◆ WRITTEN REQUEST: Whenever a line below holds the word "index", copy that line.

Pages as source code

## START

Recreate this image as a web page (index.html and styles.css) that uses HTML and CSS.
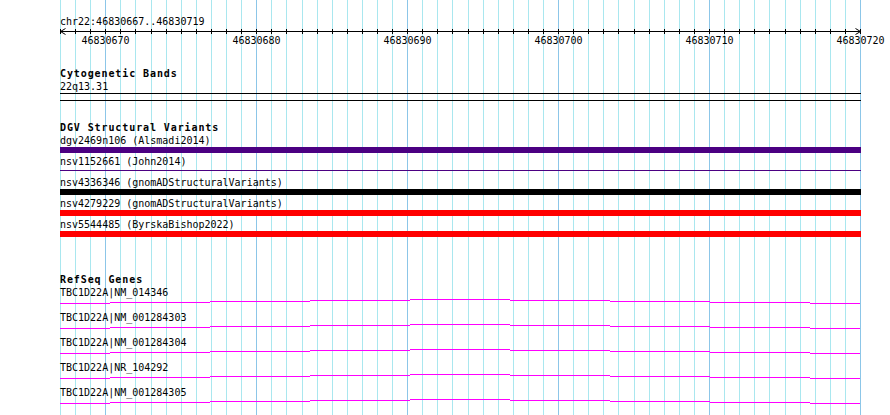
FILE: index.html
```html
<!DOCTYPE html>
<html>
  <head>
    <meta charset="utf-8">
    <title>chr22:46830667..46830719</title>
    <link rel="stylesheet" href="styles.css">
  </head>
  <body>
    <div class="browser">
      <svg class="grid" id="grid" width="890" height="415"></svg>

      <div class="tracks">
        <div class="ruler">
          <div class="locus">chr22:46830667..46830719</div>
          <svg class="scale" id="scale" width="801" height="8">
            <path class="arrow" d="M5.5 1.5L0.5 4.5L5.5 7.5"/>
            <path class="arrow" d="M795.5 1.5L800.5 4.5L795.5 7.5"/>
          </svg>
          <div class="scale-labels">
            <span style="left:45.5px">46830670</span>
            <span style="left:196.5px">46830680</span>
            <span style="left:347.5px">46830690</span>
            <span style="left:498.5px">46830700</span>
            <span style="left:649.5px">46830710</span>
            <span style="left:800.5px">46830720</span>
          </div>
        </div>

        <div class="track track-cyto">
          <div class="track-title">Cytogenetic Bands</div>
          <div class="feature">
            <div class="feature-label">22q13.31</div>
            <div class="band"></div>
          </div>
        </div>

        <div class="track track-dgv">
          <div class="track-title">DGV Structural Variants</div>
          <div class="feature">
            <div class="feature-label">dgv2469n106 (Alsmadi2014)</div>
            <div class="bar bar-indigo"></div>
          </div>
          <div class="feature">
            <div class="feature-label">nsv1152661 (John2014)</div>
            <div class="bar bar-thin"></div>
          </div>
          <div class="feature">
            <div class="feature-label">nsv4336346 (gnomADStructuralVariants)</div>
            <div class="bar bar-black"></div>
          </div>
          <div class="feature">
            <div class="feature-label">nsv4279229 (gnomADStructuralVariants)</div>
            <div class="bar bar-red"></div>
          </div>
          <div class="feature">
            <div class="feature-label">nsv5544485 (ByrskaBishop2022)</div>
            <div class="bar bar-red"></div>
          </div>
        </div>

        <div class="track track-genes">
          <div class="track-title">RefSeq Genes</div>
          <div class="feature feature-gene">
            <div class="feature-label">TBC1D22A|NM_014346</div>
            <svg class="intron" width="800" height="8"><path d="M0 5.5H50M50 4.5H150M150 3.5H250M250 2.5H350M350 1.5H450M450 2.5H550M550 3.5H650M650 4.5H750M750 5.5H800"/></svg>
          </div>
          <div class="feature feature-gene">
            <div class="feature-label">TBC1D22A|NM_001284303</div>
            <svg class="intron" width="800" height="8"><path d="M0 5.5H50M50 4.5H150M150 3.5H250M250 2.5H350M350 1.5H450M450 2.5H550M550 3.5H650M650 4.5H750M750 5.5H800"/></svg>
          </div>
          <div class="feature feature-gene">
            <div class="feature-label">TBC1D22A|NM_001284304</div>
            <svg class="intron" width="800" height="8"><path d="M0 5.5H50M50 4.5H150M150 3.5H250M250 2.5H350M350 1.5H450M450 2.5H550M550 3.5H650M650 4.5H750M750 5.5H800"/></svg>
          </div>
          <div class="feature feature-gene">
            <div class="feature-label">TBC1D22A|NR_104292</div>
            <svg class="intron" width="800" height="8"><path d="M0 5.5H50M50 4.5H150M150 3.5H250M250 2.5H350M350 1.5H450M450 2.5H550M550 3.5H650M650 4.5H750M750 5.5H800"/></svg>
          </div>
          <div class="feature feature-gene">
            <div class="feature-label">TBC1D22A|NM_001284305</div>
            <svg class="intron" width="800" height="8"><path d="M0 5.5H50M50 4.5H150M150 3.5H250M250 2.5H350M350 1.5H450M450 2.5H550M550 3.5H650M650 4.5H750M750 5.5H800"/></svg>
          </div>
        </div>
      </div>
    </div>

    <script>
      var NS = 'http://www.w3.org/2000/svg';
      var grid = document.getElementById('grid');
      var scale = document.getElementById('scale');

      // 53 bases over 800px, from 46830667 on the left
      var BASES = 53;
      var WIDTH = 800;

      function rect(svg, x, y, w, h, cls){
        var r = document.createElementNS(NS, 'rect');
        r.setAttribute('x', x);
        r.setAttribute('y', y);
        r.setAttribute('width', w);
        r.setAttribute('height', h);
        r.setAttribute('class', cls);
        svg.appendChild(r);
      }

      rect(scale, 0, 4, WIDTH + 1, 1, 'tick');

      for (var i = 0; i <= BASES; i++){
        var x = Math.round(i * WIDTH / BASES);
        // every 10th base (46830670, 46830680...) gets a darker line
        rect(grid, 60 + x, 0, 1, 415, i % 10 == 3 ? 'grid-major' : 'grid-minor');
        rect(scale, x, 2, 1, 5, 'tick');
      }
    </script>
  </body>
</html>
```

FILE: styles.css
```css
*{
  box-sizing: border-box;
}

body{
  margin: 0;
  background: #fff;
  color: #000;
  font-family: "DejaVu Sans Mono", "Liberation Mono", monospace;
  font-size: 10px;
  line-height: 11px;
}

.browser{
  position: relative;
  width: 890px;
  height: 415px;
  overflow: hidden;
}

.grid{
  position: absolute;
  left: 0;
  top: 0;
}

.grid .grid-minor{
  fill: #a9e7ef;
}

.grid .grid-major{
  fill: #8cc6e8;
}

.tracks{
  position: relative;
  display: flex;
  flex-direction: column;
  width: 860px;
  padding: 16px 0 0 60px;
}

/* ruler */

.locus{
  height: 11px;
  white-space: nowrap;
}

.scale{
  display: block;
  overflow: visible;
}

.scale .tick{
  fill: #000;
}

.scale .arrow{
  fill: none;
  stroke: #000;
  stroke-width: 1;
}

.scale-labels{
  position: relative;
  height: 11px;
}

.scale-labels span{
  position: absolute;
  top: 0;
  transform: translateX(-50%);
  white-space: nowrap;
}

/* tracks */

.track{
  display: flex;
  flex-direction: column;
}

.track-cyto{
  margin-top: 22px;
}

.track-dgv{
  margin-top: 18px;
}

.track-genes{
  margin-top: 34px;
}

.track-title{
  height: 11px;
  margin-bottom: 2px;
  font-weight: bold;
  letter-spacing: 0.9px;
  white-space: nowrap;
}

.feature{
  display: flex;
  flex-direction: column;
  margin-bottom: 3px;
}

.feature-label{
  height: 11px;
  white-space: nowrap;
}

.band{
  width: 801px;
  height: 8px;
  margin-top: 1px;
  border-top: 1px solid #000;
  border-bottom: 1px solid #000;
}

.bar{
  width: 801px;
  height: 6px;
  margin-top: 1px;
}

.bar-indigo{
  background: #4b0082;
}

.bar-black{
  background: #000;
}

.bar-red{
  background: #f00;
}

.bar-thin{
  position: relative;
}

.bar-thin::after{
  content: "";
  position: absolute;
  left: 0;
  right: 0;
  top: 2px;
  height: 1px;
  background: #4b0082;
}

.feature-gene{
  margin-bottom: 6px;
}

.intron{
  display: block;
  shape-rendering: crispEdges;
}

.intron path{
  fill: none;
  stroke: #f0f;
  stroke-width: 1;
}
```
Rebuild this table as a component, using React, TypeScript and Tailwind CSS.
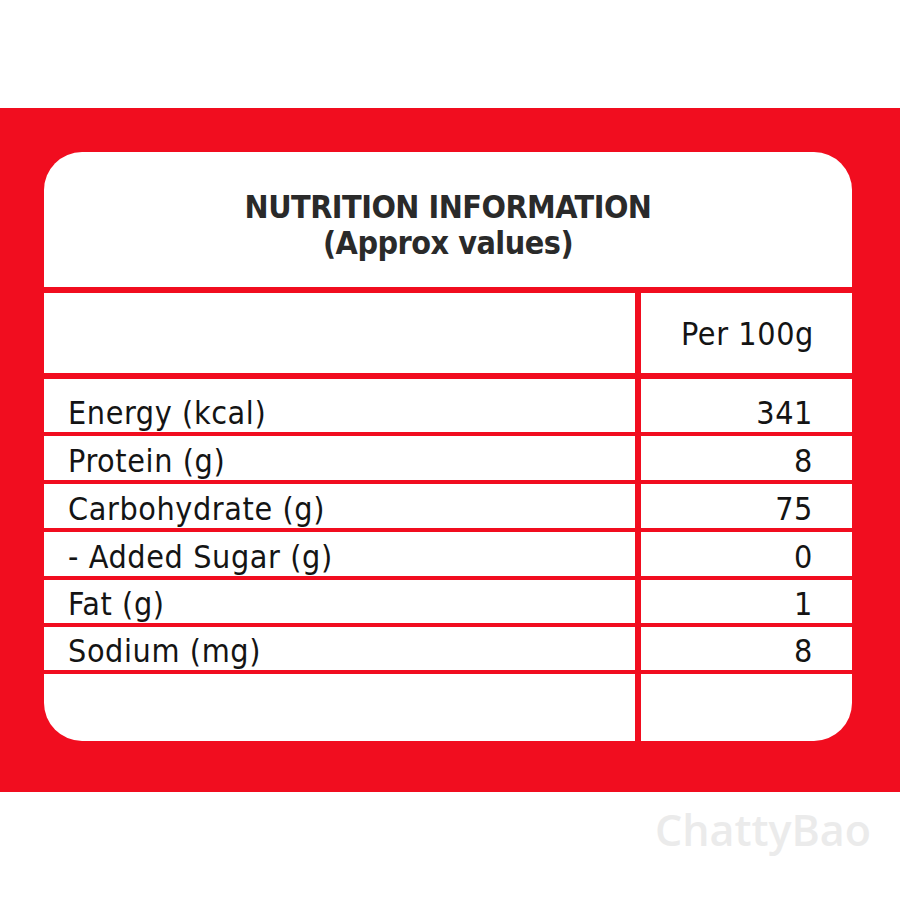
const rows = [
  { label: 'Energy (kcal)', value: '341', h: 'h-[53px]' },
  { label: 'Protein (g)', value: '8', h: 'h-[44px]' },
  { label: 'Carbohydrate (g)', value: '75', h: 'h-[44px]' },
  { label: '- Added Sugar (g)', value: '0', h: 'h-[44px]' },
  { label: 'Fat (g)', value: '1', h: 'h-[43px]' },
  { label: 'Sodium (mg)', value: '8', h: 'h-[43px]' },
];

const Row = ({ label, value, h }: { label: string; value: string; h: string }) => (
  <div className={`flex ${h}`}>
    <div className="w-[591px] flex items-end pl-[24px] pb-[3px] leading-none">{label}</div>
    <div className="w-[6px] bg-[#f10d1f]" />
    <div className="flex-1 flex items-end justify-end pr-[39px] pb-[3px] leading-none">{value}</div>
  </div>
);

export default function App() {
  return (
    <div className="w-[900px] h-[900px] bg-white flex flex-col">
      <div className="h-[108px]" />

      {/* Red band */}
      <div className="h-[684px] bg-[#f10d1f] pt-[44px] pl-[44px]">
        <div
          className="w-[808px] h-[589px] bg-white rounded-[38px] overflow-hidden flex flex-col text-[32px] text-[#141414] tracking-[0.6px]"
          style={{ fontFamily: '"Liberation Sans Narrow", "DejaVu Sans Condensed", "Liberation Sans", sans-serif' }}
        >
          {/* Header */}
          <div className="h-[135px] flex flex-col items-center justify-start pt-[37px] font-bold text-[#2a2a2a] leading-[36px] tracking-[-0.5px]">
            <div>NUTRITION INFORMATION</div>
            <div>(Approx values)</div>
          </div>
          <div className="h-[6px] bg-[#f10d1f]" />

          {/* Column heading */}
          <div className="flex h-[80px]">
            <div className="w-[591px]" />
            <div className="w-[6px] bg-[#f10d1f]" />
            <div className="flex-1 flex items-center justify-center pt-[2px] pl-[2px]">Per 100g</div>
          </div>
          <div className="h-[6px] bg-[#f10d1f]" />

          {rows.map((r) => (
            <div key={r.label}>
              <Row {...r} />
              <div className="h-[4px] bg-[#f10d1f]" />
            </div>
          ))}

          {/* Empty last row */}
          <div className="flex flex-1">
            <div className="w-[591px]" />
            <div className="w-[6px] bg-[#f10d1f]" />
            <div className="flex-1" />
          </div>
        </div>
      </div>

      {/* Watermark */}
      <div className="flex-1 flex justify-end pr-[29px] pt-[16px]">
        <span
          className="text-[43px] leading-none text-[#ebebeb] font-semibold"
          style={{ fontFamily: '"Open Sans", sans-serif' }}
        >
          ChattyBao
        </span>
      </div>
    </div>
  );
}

## END

◆ PROBLEM SOLUTION:
Recreate this image as a web page (index.html and styles.css) that uses HTML and CSS.
FILE: index.html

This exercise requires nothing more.